If I could go back, I'd push for tying the development team to the system for a minimum of six months post-deployment. Not in a maintenance role — in an active monitoring role. Defined metrics, defined thresholds, defined escalation paths. The team doesn't move on until monitoring is operational and owned by a named successor. Ship and forget is not a deployment strategy. It's a liability.

The hardest part isn't technical

This is the lesson that took me the longest to internalize, even though it should have been obvious from day one.

The technology worked, the models were capable, and the infrastructure scaled. The engineering talent was strong. None of that was the bottleneck.

The bottleneck was organizational. It was the meeting where three departments couldn't agree on who owned the data. It was the handoff where the development team's definition of "done" didn't match the operations team's definition of "ready." It was the accountability gap where everyone assumed someone else was monitoring the system. It was the executive sponsor who championed the project but couldn't protect it from competing priorities.

The meetings, the handoffs, the accountability gaps. The misaligned incentives. The turf wars dressed up as technical disagreements. That's where AI programs die — not in the code, but in the spaces between teams.
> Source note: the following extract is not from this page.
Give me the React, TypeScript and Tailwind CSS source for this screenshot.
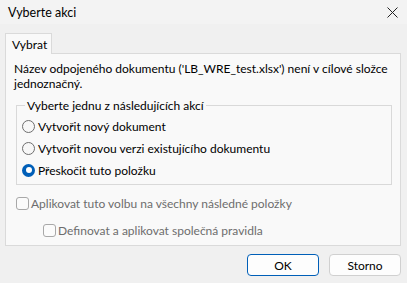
import React from "react";

const font = { fontFamily: 'Lato, "Liberation Sans", Arial, sans-serif' };

function Radio({ checked, label }: { checked?: boolean; label: string }) {
  return (
    <label className="flex items-center h-[22px] gap-[3px]">
      {checked ? (
        <span className="w-[13px] h-[13px] rounded-full bg-[#005fb8] flex items-center justify-center">
          <span className="w-[6px] h-[6px] rounded-full bg-white" />
        </span>
      ) : (
        <span className="w-[13px] h-[13px] rounded-full border border-[#6e6e6e] bg-[#f7f7f7]" />
      )}
      <span>{label}</span>
    </label>
  );
}

function Check({ label }: { label: string }) {
  return (
    <label className="flex items-center h-[13px] gap-[2px] text-[#6d6d6d]">
      <span className="w-[13px] h-[13px] rounded-[3px] border border-[#a8a8a8] bg-[#fbfbfb]" />
      <span>{label}</span>
    </label>
  );
}

export default function App() {
  return (
    <div
      className="w-[407px] h-[283px] bg-[#f0f0f0] text-[12px] leading-[15px] text-black flex flex-col overflow-hidden"
      style={font}
    >
      {/* title bar */}
      <div className="h-[24px] shrink-0 bg-[#f3f3f3] flex items-center justify-between pl-[8px] pr-[8px]">
        <span className="text-[12.5px]">Vyberte akci</span>
        <svg width="11" height="11" viewBox="0 0 11 11" className="mr-[1px]">
          <path d="M0.5 0.5 L10.5 10.5 M10.5 0.5 L0.5 10.5" stroke="#222" strokeWidth="1" />
        </svg>
      </div>

      {/* tabs */}
      <div className="pl-[5px] pr-[6px] pt-[9px] shrink-0">
        <div className="flex">
          <div className="h-[21px] w-[47px] border border-b-0 border-[#dadada] bg-[#f9f9f9] pl-[6px] pt-[3px] -mb-px relative z-10">
            Vybrat
          </div>
        </div>
        <div className="h-[193px] border border-[#dadada] bg-[#f9f9f9] pl-[8px] pr-[7px] pt-[7px]">
          <p className="whitespace-nowrap">
            Název odpojeného dokumentu ('LB_WRE_test.xlsx') není v cílové složce
            <br />
            jednoznačný.
          </p>

          <fieldset className="mt-[7px] ml-[2px] mr-[1px] border border-[#d9d9d9] pl-[5px] pb-[3px] pt-[2px]">
            <legend className="px-[2px] ml-[3px]">Vyberte jednu z následujících akcí</legend>
            <Radio label="Vytvořit nový dokument" />
            <Radio label="Vytvořit novou verzi existujícího dokumentu" />
            <Radio checked label="Přeskočit tuto položku" />
          </fieldset>

          <div className="mt-[12px] ml-[2px] flex flex-col gap-[14px]">
            <Check label="Aplikovat tuto volbu na všechny následné položky" />
            <div className="pl-[27px]">
              <Check label="Definovat a aplikovat společná pravidla" />
            </div>
          </div>
        </div>
      </div>

      {/* buttons */}
      <div className="flex justify-end gap-[10px] pr-[6px] pt-[8px]">
        <button className="w-[72px] h-[22px] rounded-[4px] border border-[#005fb8] bg-[#fdfdfd]">
          OK
        </button>
        <button className="w-[72px] h-[22px] rounded-[4px] border border-[#d0d0d0] bg-[#fdfdfd]">
          Storno
        </button>
      </div>
    </div>
  );
}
If I were starting over, I'd spend less time on model selection and more time on organizational design. Who owns what. Who decides what. What happens when teams disagree. How accountability flows from the executive sponsor to the operator. Those questions are less interesting than architecture questions, but they determine whether the architecture ever delivers value.

The closing

The technology was never the hard part. The hard part was getting humans to agree on what "ready" means, who's responsible when it breaks, and what happens next. That's governance — and it's the only thing that makes the technology work.